C’est pourquoi je ne crois pas que la civilisation ait pour vocation d’éradiquer la violence. Son rôle est plutôt, selon moi, de lui donner un sens, de séparer la violence rédemptrice de la violence destructrice. En un mot de la mettre en scène, pour qu’elle structure positivement notre imaginaire collectif.
Avons-nous bien conscience, nous autres chrétiens, que nous sommes capables d’admirer et de montrer à nos petits enfants la représentation du Christ torturé sur la croix, quand nous ne supportons pas qu’ils voient au journal télévisé des scènes de violence ordinaire ? C’est que l’art, justement, a le pouvoir de transcender le réel en lui donnant une dimension mythique universelle. L’histoire sainte relate cataclysmes, crimes, trahisons, tortures, et martyrs ; mais, grâce à l’art qui la représente, qu’il soit peinture, sculpture, musique, ou psaume, cette histoire si violente devient une sorte de conte enchanté. L’horreur disparaît derrière la grâce, l’événement sordide devient légende, aventure, ou manifestation de justice divine, la souffrance se commue en émotion, l’écœurement cède la place au mystère sacré.
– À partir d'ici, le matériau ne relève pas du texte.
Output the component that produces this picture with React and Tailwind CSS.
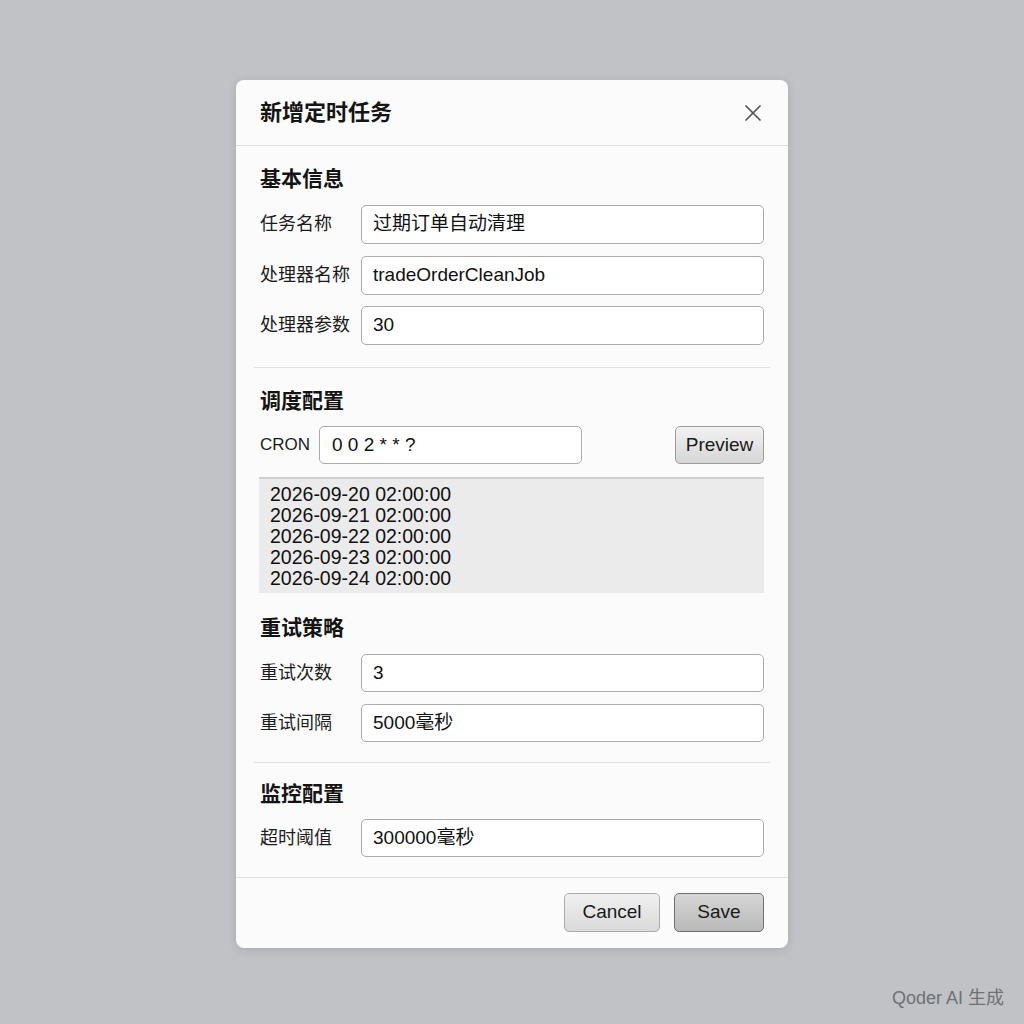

Comme le langage, en nommant les choses, permet de s’en détacher et de les maîtriser, l’art, en sublimant le réel qu’il représente, permet d’en apprivoiser les forces maléfiques. Enchanter le monde, ce n’est pas en faire un univers insipide où tout serait beau et gentil, comme le croient trop souvent les écologistes et les pacifistes, mais c’est y reconnaître la poésie, la profonde beauté, et derrière la mort, la part d’éternité.

Le massacre des innocents, sous le pinceau des artistes du XVIIe siècle, devenait ainsi une sorte de danse sacrée, où l’expressivité gracieuse et irréelle des corps déchirés, transformait l'acte sanglant en une sorte de joute rédemptrice, sublimant le terrible deuil naturel qui touchait alors la plupart des parents: rappelons-nous qu'à cette époque, deux enfants sur trois mouraient en bas âge.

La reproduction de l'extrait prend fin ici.